***** SUPPLIED DATA *****

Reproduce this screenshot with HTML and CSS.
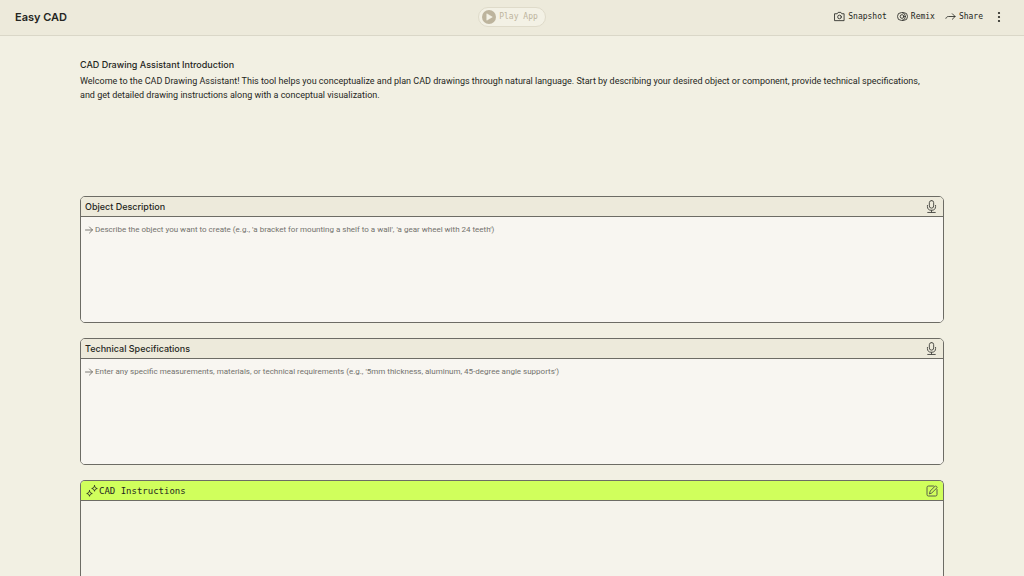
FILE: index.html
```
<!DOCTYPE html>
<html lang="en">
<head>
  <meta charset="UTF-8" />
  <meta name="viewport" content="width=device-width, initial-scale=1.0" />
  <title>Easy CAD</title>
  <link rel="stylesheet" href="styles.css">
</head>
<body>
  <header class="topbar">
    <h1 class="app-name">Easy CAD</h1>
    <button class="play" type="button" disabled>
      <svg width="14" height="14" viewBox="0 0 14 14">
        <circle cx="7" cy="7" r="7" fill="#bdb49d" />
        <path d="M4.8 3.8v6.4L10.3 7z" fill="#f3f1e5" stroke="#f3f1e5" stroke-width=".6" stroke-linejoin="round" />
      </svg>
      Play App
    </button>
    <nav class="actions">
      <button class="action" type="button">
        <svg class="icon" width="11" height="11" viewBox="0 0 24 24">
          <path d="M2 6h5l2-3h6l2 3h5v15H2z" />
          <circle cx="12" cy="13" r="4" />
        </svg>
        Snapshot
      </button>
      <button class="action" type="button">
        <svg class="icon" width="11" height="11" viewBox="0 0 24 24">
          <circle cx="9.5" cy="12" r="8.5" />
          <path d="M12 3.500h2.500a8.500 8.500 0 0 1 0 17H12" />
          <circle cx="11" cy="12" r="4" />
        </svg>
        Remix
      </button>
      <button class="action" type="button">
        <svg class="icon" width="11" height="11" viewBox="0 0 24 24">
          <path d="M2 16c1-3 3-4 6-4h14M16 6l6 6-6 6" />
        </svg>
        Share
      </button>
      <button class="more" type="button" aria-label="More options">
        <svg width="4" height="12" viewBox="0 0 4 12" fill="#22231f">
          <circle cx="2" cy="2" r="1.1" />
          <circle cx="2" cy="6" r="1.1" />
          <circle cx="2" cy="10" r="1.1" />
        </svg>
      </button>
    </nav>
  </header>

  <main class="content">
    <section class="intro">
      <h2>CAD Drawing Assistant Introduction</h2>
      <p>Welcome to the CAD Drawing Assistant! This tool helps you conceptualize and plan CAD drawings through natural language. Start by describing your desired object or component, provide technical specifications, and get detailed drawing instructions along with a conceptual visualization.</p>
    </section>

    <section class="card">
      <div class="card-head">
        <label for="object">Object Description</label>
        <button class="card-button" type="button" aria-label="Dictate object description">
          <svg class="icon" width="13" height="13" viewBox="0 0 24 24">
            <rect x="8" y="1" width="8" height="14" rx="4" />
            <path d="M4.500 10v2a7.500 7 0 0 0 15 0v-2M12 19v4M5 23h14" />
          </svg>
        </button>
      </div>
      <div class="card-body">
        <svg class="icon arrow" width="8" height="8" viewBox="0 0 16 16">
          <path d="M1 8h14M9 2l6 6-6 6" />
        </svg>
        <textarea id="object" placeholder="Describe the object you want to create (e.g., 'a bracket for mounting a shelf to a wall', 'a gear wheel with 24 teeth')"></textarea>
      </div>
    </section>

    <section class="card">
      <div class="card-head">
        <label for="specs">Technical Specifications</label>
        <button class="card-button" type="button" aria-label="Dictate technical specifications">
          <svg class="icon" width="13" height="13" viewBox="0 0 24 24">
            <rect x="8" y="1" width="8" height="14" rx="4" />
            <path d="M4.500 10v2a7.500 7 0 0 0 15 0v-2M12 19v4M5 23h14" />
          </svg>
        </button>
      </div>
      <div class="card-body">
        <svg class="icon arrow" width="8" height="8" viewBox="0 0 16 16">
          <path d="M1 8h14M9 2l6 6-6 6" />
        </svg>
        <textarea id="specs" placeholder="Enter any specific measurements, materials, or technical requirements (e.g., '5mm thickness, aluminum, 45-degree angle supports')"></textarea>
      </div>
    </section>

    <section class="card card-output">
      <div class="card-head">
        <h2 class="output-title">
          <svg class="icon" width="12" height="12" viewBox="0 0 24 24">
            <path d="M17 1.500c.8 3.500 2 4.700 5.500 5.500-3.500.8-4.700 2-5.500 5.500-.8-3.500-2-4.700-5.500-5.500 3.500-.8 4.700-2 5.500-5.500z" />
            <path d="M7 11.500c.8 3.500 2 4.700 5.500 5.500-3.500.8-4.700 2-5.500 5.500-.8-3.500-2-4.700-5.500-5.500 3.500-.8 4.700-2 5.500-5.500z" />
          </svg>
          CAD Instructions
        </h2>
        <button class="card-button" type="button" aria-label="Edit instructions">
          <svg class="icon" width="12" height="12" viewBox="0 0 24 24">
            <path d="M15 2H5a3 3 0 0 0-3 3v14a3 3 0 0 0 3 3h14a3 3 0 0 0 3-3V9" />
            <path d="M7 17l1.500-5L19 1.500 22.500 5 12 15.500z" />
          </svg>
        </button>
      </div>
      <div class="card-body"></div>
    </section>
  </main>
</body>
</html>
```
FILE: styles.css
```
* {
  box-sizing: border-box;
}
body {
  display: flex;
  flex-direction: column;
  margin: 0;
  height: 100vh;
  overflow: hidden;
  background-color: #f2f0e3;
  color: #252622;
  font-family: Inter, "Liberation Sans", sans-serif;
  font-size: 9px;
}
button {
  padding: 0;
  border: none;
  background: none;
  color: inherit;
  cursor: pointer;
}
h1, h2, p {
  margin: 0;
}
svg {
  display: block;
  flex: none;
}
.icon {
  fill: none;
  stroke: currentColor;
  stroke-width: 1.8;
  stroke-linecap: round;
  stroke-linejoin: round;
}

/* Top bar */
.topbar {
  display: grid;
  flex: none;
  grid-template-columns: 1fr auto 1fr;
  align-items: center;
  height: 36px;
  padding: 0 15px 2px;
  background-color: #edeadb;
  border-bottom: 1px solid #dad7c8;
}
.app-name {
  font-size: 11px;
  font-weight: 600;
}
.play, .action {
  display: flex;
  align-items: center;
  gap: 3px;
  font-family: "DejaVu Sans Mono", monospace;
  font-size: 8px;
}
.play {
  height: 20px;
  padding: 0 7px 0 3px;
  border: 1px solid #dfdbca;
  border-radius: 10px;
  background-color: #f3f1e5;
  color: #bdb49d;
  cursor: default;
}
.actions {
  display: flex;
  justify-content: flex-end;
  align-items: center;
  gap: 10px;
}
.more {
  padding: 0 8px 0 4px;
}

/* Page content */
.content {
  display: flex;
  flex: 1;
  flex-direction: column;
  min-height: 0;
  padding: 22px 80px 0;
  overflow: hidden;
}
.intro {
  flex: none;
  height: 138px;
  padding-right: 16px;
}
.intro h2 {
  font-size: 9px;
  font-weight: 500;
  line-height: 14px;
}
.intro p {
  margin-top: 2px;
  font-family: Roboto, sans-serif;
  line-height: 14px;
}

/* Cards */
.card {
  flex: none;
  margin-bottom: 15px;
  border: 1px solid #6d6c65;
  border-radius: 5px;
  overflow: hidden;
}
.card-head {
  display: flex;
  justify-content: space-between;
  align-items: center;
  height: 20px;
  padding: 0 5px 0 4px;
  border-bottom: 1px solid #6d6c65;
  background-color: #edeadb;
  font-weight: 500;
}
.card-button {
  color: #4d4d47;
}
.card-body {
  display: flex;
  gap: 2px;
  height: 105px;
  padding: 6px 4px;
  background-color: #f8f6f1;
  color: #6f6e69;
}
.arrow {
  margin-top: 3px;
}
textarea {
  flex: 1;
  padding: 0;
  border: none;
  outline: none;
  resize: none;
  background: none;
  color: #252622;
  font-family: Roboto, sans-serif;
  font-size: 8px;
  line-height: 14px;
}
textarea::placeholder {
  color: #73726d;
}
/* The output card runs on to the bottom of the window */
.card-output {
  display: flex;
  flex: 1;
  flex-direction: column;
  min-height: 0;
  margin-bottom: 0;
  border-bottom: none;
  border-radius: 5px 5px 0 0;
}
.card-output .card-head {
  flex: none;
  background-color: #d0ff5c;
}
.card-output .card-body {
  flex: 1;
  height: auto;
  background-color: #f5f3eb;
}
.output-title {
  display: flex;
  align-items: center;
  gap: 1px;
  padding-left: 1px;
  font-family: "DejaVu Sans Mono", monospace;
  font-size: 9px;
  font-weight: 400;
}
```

*****

REQUIRED TASK. Where a line above contains the word "with", copy that line.

SOLUTION.
Reproduce this screenshot with HTML and CSS.
      <p>Welcome to the CAD Drawing Assistant! This tool helps you conceptualize and plan CAD drawings through natural language. Start by describing your desired object or component, provide technical specifications, and get detailed drawing instructions along with a conceptual visualization.</p>
        <textarea id="object" placeholder="Describe the object you want to create (e.g., 'a bracket for mounting a shelf to a wall', 'a gear wheel with 24 teeth')"></textarea>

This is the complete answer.